Convinta vegana da anni, Bonatti non risparmia frecciatine allo chef ticinese che ha sollevato la polemica: "Bene sensibilizzare gli altri, ma io intendo altro per "rispetto e dignità""
LUGANO – Il piatto che spacca – così lo abbiamo ribattezzato (vedi articoli suggeriti) – continua a far discutere. La scelta di servire la testa di un germano reale del rinomato ristorante danese Noma dello chef René Redzepi continua a dividere l’opinione pubblica. A dar via alla polemica ci ha pensato lo chef ticinese Pietro Leemann, patron del Joya di Milano, primo ristorante vegetariano in Europa a conquistare la stella Michelin. Lo chef svizzero non le ha mandate a dire al collega, accusato di essersi “spinto oltre, valicando i limiti del rispetto verso gli altri esseri che condividono con noi il pianeta”.

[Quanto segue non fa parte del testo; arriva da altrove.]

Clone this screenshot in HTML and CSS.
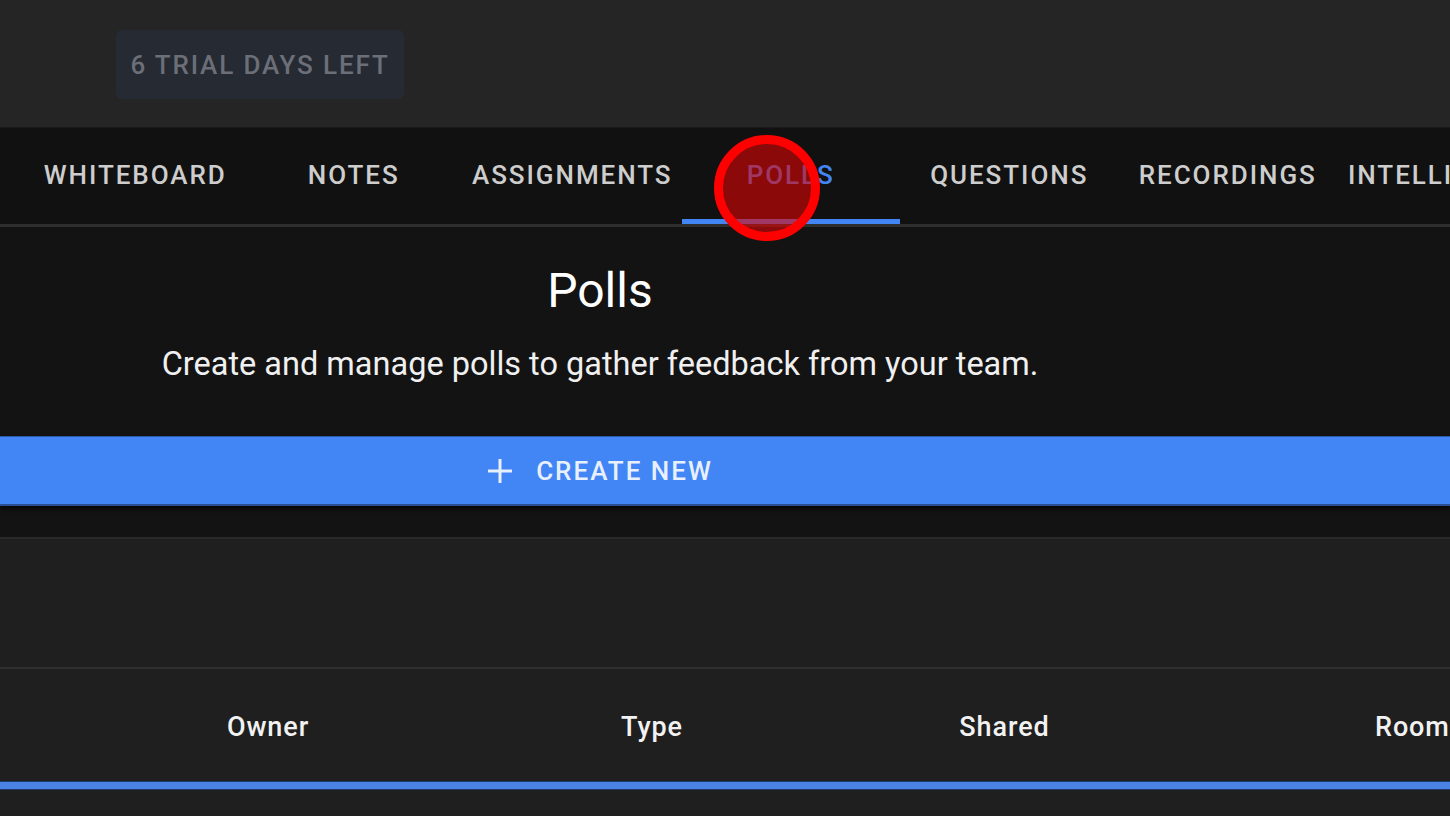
FILE: index.html
```html
<!DOCTYPE html>
<html lang="en">
<head>
<meta charset="utf-8">
<title>Polls</title>
<link rel="stylesheet" href="styles.css">
</head>
<body>
<div class="page">
  <header class="topbar">
    <div class="trial-badge">6 TRIAL DAYS LEFT</div>
  </header>
  <nav class="tabs">
    <div class="tab">WHITEBOARD</div>
    <div class="tab">NOTES</div>
    <div class="tab">ASSIGNMENTS</div>
    <div class="tab active">POLLS</div>
    <div class="tab">QUESTIONS</div>
    <div class="tab">RECORDINGS</div>
    <div class="tab last">INTELLIGENCE</div>
  </nav>
  <section class="intro">
    <div class="intro-inner">
      <h1 class="title">Polls</h1>
      <p class="subtitle">Create and manage polls to gather feedback from your team.</p>
    </div>
    <button class="create-btn">
      <span class="create-inner">
        <svg class="plus" width="26" height="26" viewBox="0 0 26 26"><path d="M13 1v24M1 13h24" stroke="#e8f0fe" stroke-width="3" fill="none"/></svg>
        <span>CREATE NEW</span>
      </span>
    </button>
  </section>
  <section class="list">
    <div class="filters"></div>
    <div class="table-head">
      <div class="th c1">Owner</div>
      <div class="th c2">Type</div>
      <div class="th c3">Shared</div>
      <div class="th c4">Room</div>
    </div>
    <div class="progress"></div>
  </section>
  <div class="annotation"></div>
</div>
</body>
</html>
```

FILE: styles.css
```css
* { box-sizing: border-box; }
html, body { margin: 0; padding: 0; }
body {
  width: 1450px;
  height: 816px;
  overflow: hidden;
  background: #1f1f1f;
  font-family: Roboto, "Liberation Sans", sans-serif;
}
.page { position: relative; width: 1450px; height: 816px; overflow: hidden; }

.topbar {
  height: 128px;
  background: #252525;
  padding: 30px 0 0 116px;
  border-bottom: 1px solid #1a1a1a;
}
.trial-badge {
  width: 288px;
  height: 69px;
  background: #252a33;
  border-radius: 6px;
  color: #6c6f77;
  font-size: 26px;
  font-weight: 500;
  letter-spacing: 1.85px;
  display: flex;
  align-items: center;
  justify-content: center;
}

.tabs {
  height: 99px;
  background: #111111;
  display: flex;
  padding-left: 26px;
  border-bottom: 3px solid #2e2e2e;
  white-space: nowrap;
  overflow: hidden;
}
.tab {
  flex: 0 0 218.5px;
  display: flex;
  align-items: center;
  justify-content: center;
  color: #cdcdcd;
  font-size: 26px;
  font-weight: 500;
  letter-spacing: 1.95px;
  border-bottom: 5px solid transparent;
  padding-top: 3px;
}
.tab.active { color: #4285f4; border-bottom-color: #4285f4; }
.tab.last { flex: 0 0 auto; justify-content: flex-start; padding-left: 11px; }

.intro {
  background: #131313;
  height: 312px;
  padding-top: 34px;
  border-bottom: 2px solid #2a2a2a;
}
.intro-inner { width: 1200px; text-align: center; }
.title {
  margin: 0;
  color: #ffffff;
  font-size: 48px;
  font-weight: 400;
  line-height: 60px;
}
.subtitle {
  margin: 22px 0 0;
  color: #f0f0f0;
  font-size: 32.5px;
  font-weight: 400;
  line-height: 42px;
}
.create-btn {
  display: block;
  width: 100%;
  height: 70px;
  margin-top: 51px;
  border: none;
  border-top: 1px solid #2d5aa8;
  border-bottom: 2px solid #2a4f92;
  background: #4285f4;
  padding: 0;
  font-family: inherit;
  box-shadow: 0 3px 4px rgba(0,0,0,0.6);
}
.create-inner {
  width: 1200px;
  display: flex;
  align-items: center;
  justify-content: center;
  gap: 23px;
  color: #e8f0fe;
  font-size: 26px;
  font-weight: 500;
  letter-spacing: 2px;
}

.list { background: #1f1f1f; }
.filters {
  height: 130px;
  border-bottom: 2px solid #2e2e2e;
}
.table-head {
  display: grid;
  grid-template-columns: 536px 232px 473px 1fr;
  height: 112px;
  align-items: center;
  padding-top: 3px;
}
.th {
  color: #f2f2f2;
  font-size: 27px;
  font-weight: 500;
  letter-spacing: 0.9px;
  text-align: center;
  white-space: nowrap;
}
.th.c4 { text-align: left; padding-left: 134px; }
.progress {
  height: 9px;
  background: #4a82e6;
  border-top: 1px solid #1d3a6a;
  border-bottom: 1px solid #1d3a6a;
}

.annotation {
  position: absolute;
  left: 714px;
  top: 135px;
  width: 106px;
  height: 106px;
  border-radius: 50%;
  border: 9px solid #ff0000;
  background: rgba(222, 5, 5, 0.6);
}
```
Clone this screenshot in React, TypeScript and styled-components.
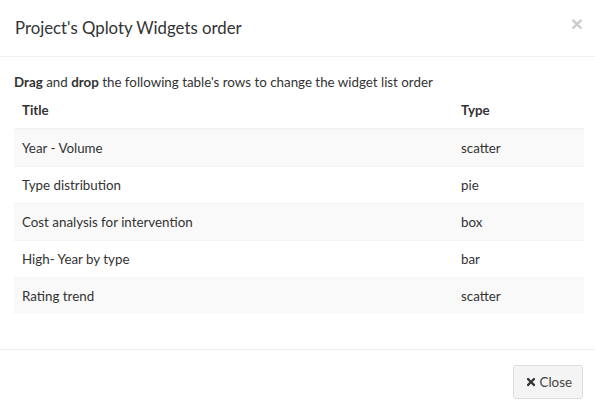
import { createGlobalStyle } from "styled-components";
import styled from "styled-components";
import { FaTimes } from "react-icons/fa";

const GlobalStyle = createGlobalStyle`
  html, body {
    margin: 0;
    padding: 0;
    background: #fff;
  }
  body {
    font-family: "Lato", "Liberation Sans", sans-serif;
    font-size: 13.35px;
    line-height: 20px;
    color: #333;
  }
`;

const widgets = [
  { title: "Year - Volume", type: "scatter" },
  { title: "Type distribution", type: "pie" },
  { title: "Cost analysis for intervention", type: "box" },
  { title: "High- Year by type", type: "bar" },
  { title: "Rating trend", type: "scatter" },
];

const App = () => {
  return (
    <>
      <GlobalStyle />
      <Modal>
        <Header>
          <Title>Project's Qploty Widgets order</Title>
          <Dismiss type="button">×</Dismiss>
        </Header>
        <Body>
          <Hint>
            <b>Drag</b> and <b>drop</b> the following table's rows to change
            the widget list order
          </Hint>
          <Table>
            <thead>
              <tr>
                <Th>Title</Th>
                <Th>Type</Th>
              </tr>
            </thead>
            <tbody>
              {widgets.map((w, i) => (
                <Row key={i} $striped={i % 2 === 0}>
                  <Td>{w.title}</Td>
                  <Td>{w.type}</Td>
                </Row>
              ))}
            </tbody>
          </Table>
        </Body>
        <Footer>
          <Button type="button">
            <FaTimes />
            Close
          </Button>
        </Footer>
      </Modal>
    </>
  );
};

export default App;

const Modal = styled.div`
  width: 595px;
  background: #fff;
`;

const Header = styled.div`
  display: flex;
  align-items: flex-start;
  justify-content: space-between;
  padding: 15px 12px 15px 15px;
  border-bottom: 1px solid #f0f0f0;
`;

const Title = styled.h4`
  margin: 0;
  font-size: 16.8px;
  font-weight: 400;
  line-height: 26px;
  color: #333;
`;

const Dismiss = styled.button`
  background: transparent;
  border: 0;
  padding: 0;
  margin-top: -2px;
  font-family: "Liberation Sans", sans-serif;
  font-size: 21px;
  font-weight: 700;
  line-height: 1;
  color: #000;
  opacity: 0.2;
  cursor: pointer;
`;

const Body = styled.div`
  padding: 15px 14px 15px 14px;
`;

const Hint = styled.p`
  margin: 0;
  b {
    font-weight: 700;
  }
`;

const Table = styled.table`
  width: 570px;
  border-collapse: collapse;
  margin-bottom: 20px;
`;

const Th = styled.th`
  text-align: left;
  font-weight: 700;
  padding: 8px;
  border-bottom: 2px solid #f4f4f4;
  &:first-child {
    width: 423px;
  }
`;

const Row = styled.tr<{ $striped: boolean }>`
  background: ${(p) => (p.$striped ? "#f9f9f9" : "#fff")};
  border-top: 1px solid #f4f4f4;
`;

const Td = styled.td`
  padding: 8px;
`;

const Footer = styled.div`
  display: flex;
  justify-content: flex-end;
  padding: 15px 12px 15px 15px;
  border-top: 1px solid #f0f0f0;
`;

const Button = styled.button`
  display: inline-flex;
  align-items: center;
  gap: 3px;
  height: 34px;
  padding: 6px 10px 6px 11px;
  font-family: inherit;
  font-size: inherit;
  line-height: 20px;
  color: #444;
  background: #f4f4f4;
  border: 1px solid #ddd;
  border-radius: 3px;
  cursor: pointer;
  svg {
    width: 12px;
    height: 12px;
    color: #333;
  }
`;
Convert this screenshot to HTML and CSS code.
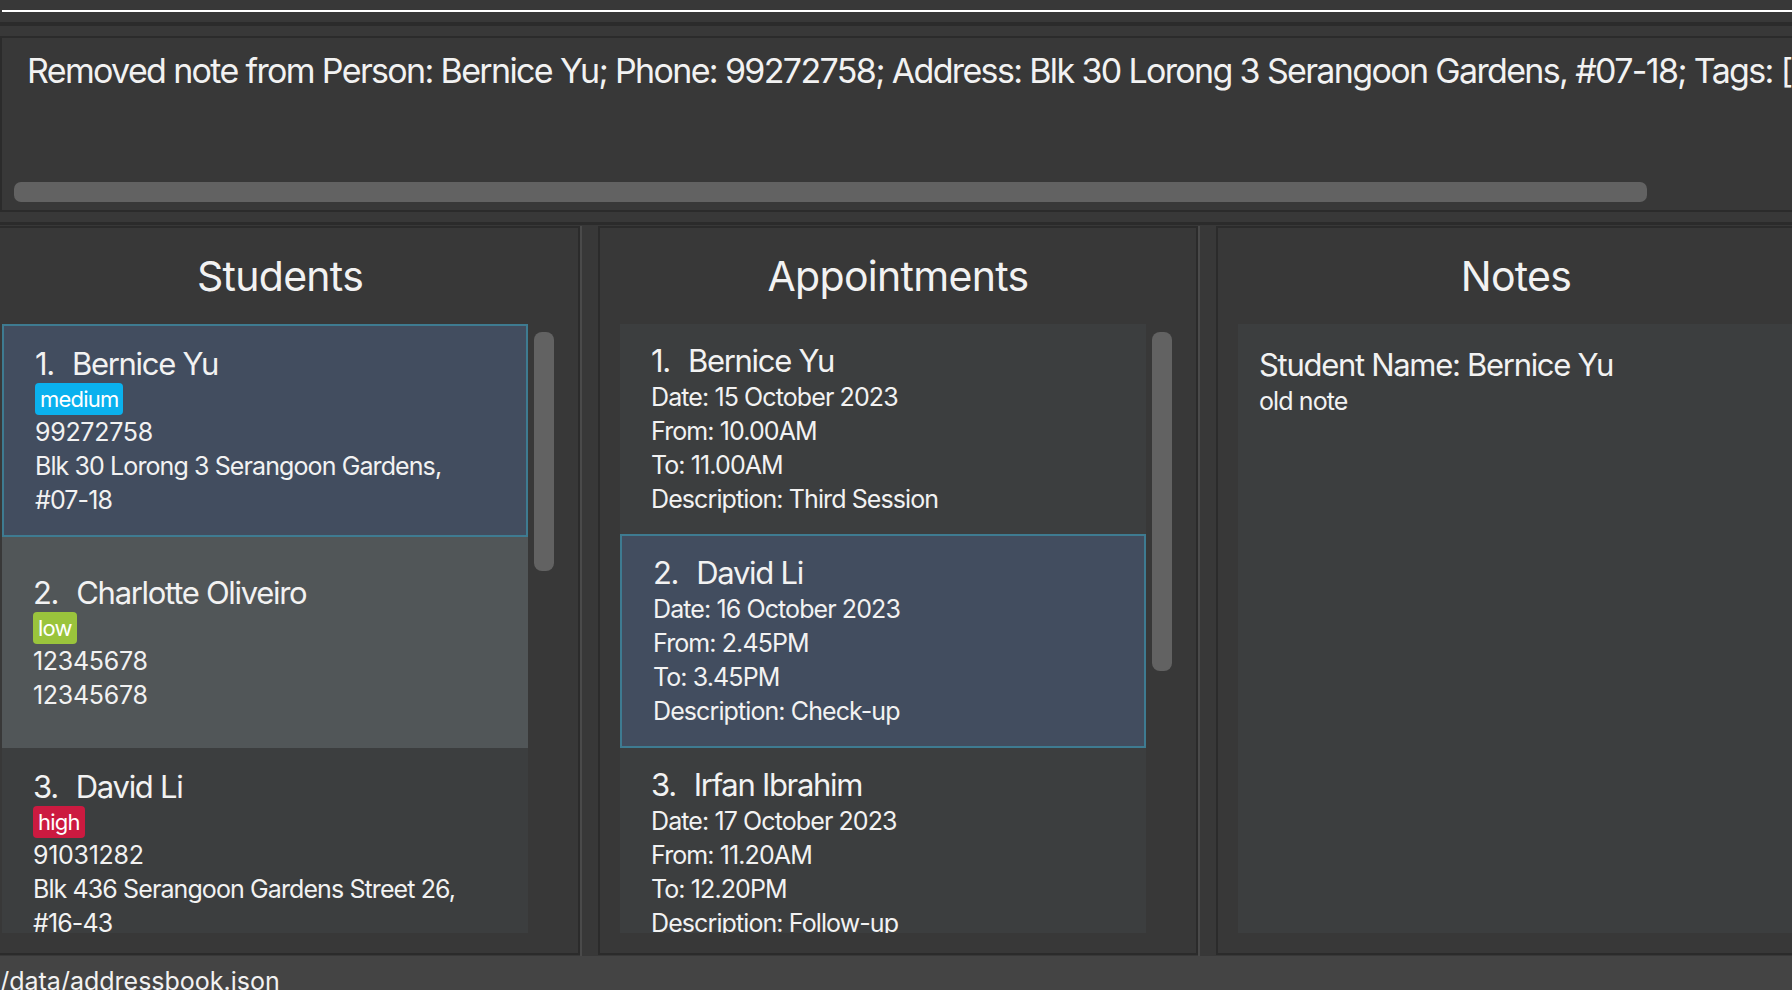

Una presa di posizione, quella di Leemann, gradita solo in parte da Kathya Bonatti, convinta vegana da anni. “Mi fa piacere – dice – che abbia sottolineato il diritto degli esseri senzienti e viventi ad avere una dignità sia da vivi che da morti, ma...”.
“Ma gli chiederei – continua Bonatti – la stessa sensibilità nei confronti dei vegani. Rispettare la dignità degli animali, per noi vegani, significa anche non sfruttare gli animali consumando prodotti derivati dagli animali (latte, burro, uova, …). Gli animali vengono ingravidati in maniera violenta e non consenziente, gli viene infilato un braccio negli organi genitali, gli viene tolto il latte destinato ai figli. Questo è rispetto? Non credo. Quando si parla di dignità e sensibilità è di questo che si dovrebbe parlare...”.
“Sia chiaro, apprezzo molto la ‘denuncia’ di Pietro Leemann, ma ritengo che anche lui possa fare di più per il rispetto della dignità degli animali. Sarebbe fantastico se ‘trasformasse’ il suo ristorante da vegetariano a vegano. Da vegana posso garantire che si può mangiare di qualità nel pieno rispetto del Cruelty Free. L’idea della dignità e del rispetto deve nascere da un concetto che vale sia per gli esseri umani che per gli animali. Ovvero: quando non c’è un consenso, non siamo autorizzati a fare del male. E il consenso non esiste nemmeno per quanto riguarda il consumo dei derivanti, anche se non derivano direttamente dall’uccisione dell’animale”.
Infine, Bonatti parla anche del numero di vegani in forte crescita in Ticino. “I vegani nel nostro Cantone si stanno triplicando. Il motivo? Le persone cambiano idea quando si rendono conto della sofferenza a cui sono costrette le povere bestie. La grande alternativa di prodotti vegetariani nei supermercati e nei negozi è chiaramente un altro fattore importante nell’aumento dei vegani in Ticino. Sono contenta del fatto che sempre più giovani non accettano più di essere co-responsabili di certe atrocità e non credono più a ciò che viene venduto da una certa cultura. La carenza di vitamina B12? Nessun problema: basta prendere un integratore naturale e fine del punto critico del veganesimo”.